My approach to film usage is that _I_ use film (B&W only) because I like what I see. It gives me the kind of image I'd like to make. Not that I can't make similar image using digital but film simply gives it to me. The result pleases me when I get it right. It expresses what I wanted to show. On the other hand, I use digital for color because, well, I like what I see.
When I asked, I explain this just like I'm typing it in here. I have no intention on converting anyone. If that person is interested, then he/she has an option to try it. I even offer to process the film for them for free. My colleague was interested in it because it reminded him of old days, and his kids were intrigued because they have NEVER used film. I doubt they will become film user because it was just a curiosity thing for them.
I see both media, film and digital, both having advantages and disadvantages. To me, trying to say which is superior and trying to convert someone because of it is an futile effort. Instead, I show them what I do and why I do it, and leave the choice entirely up to them.

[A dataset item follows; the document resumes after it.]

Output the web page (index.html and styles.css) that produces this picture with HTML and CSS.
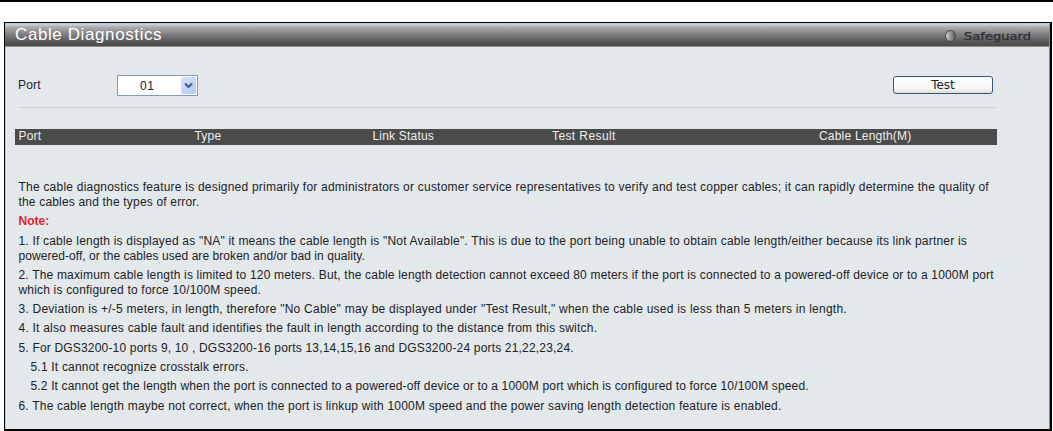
FILE: index.html
```html
<!DOCTYPE html>
<html lang="en">
<head>
<meta charset="utf-8">
<title>Cable Diagnostics</title>
<link rel="stylesheet" href="styles.css">
</head>
<body>
<main class="panel">
  <header class="titlebar">
    <h1 class="title">Cable Diagnostics</h1>
    <div class="brand"><span class="lamp"></span><svg class="brand-name" viewBox="0 0 68 16"><text x="0" y="11.5" textLength="67" lengthAdjust="spacingAndGlyphs">Safeguard</text></svg></div>
  </header>
  <section class="controls">
    <span class="label">Port</span>
    <div class="select"><span class="value">01</span><span class="arrow"><svg viewBox="0 0 15 17"><path d="M4 6.5l3.5 3.5L11 6.5" fill="none" stroke="#445b8c" stroke-width="2.2"/></svg></span></div>
    <button class="test">Test</button>
  </section>
  <div class="columns"><span>Port</span><span>Type</span><span>Link Status</span><span class="result">Test Result</span><span>Cable Length(M)</span></div>
  <section class="notes">
    <p class="intro">The cable diagnostics feature is designed primarily for administrators or customer service representatives to verify and test copper cables; it can rapidly determine the quality of<br><span class="snug">the cables and the types of error.</span></p>
    <p class="note">Note:</p>
    <p>1. If cable length is displayed as "NA" it means the cable length is "Not Available". This is due to the port being unable to obtain cable length/either because its link partner is<br><span class="tight">powered-off, or the cables used are broken and/or bad in quality.</span></p>
    <p class="snug">2. The maximum cable length is limited to 120 meters. But, the cable length detection cannot exceed 80 meters if the port is connected to a powered-off device or to a 1000M port<br>which is configured to force 10/100M speed.</p>
    <p class="wide">3. Deviation is +/-5 meters, in length, therefore "No Cable" may be displayed under "Test Result," when the cable used is less than 5 meters in length.</p>
    <p class="intro">4. It also measures cable fault and identifies the fault in length according to the distance from this switch.</p>
    <p class="snug">5. For DGS3200-10 ports 9, 10 , DGS3200-16 ports 13,14,15,16 and DGS3200-24 ports 21,22,23,24.</p>
    <p class="sub">5.1 It cannot recognize crosstalk errors.</p>
    <p class="sub close">5.2 It cannot get the length when the port is connected to a powered-off device or to a 1000M port which is configured to force 10/100M speed.</p>
    <p>6. The cable length maybe not correct, when the port is linkup with 1000M speed and the power saving length detection feature is enabled.</p>
  </section>
</main>
</body>
</html>
```
FILE: styles.css
```css
* { box-sizing: border-box; }
body {
  margin: 0;
  height: 431px;
  overflow: hidden;
  background: #fff;
  border-top: 2px solid #000;
  padding: 20px 1px 0 4px;
  font: 12px/15px "Liberation Sans", Arial, sans-serif;
  color: #222226;
}
.panel {
  height: 409px;
  background: #e3e8eb;
  border: 1px solid #000;
  border-right-width: 2px;
  border-bottom-width: 2px;
  box-shadow: inset 1px 1px #a8d5e5, inset -1px 0 #5b9db5;
}
.titlebar {
  height: 23px;
  margin: 1px 1px 0 0;
  display: flex;
  justify-content: space-between;
  background: linear-gradient(#d3d3d5 0, #aaaaac 15%, #838385 42%, #555557 78%, #4b4b4d 95%, #8c8c8e 96%);
}
.title {
  margin: 0 0 0 10px;
  font-size: 17px;
  line-height: 21px;
  font-weight: 400;
  letter-spacing: .6px;
  color: #fff;
}
.brand { display: flex; align-items: center; gap: 8px; padding-right: 17px; }
.lamp {
  width: 11px;
  height: 12px;
  border-radius: 50%;
  border: 1px solid #4a4a4c;
  background: linear-gradient(90deg, #cfcfd1, #8a8a8c 60%, #5a5a5c);
}
.brand-name { width: 68px; height: 16px; font: 10.5px "DejaVu Sans", sans-serif; fill: #303033; stroke: #303033; stroke-width: .3px; }
.controls {
  height: 39px;
  margin: 22px 54px 0 13px;
  padding: 6px 2px 0 0;
  display: flex;
  align-items: flex-start;
  border-bottom: 1px solid #cdd4d7;
}
.label { width: 99px; padding-top: 3px; letter-spacing: .2px; }
.select {
  width: 81px;
  height: 21px;
  display: flex;
  justify-content: space-between;
  background: #fff;
  border: 1px solid #7f9db9;
  padding: 1px;
}
.value { padding: 2px 0 0 21px; letter-spacing: .5px; }
.arrow { width: 15px; height: 17px; border-radius: 2px; background: linear-gradient(135deg, #d5e2fd, #b3c9f5); }
.arrow svg { display: block; }
.test {
  width: 100px;
  height: 18px;
  margin: 1px 1px 0 auto;
  padding: 0;
  border: 1px solid #34597d;
  border-radius: 3px;
  background: linear-gradient(#fff, #f6f6f3 75%, #dedbd1);
  font: 12px/15px "DejaVu Sans", sans-serif;
  color: #222;
}
.columns {
  height: 16px;
  margin: 21px 53px 0 10px;
  padding-left: 3.5px;
  display: grid;
  grid-template-columns: 176px 178px 179.5px 267px auto;
  background: #4b4b4b;
  color: #eee;
  letter-spacing: .2px;
}
.columns .result { letter-spacing: .4px; }
.notes { padding: 35px 0 0 13.5px; white-space: nowrap; letter-spacing: .2px; }
.notes p { margin: 0 0 4.3px; }
.notes .note { font-weight: bold; color: #e4242d; letter-spacing: 0; }
.notes .sub { padding-left: 12px; }
.notes .intro { letter-spacing: .222px; }
.notes .wide { letter-spacing: .238px; }
.notes .snug { letter-spacing: .18px; }
.notes .close { letter-spacing: .155px; }
.notes .tight { letter-spacing: .06px; }
```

I see the original poster is a teacher. Isn't a job of teacher show students options, provide opportunities, and provide support when students make their own choice? If this is the case, then my approach would be to expose them to film, do few sessions two to run them through the process, maybe assign a job or two, and see what develops. (puns intended)
I'd image his students are mostly young. Well, then, they can't possibly be interested or not interested in things they've never experienced. I'd be all for providing that first experience.
Develop, stop, fix.... wait.... where's my film?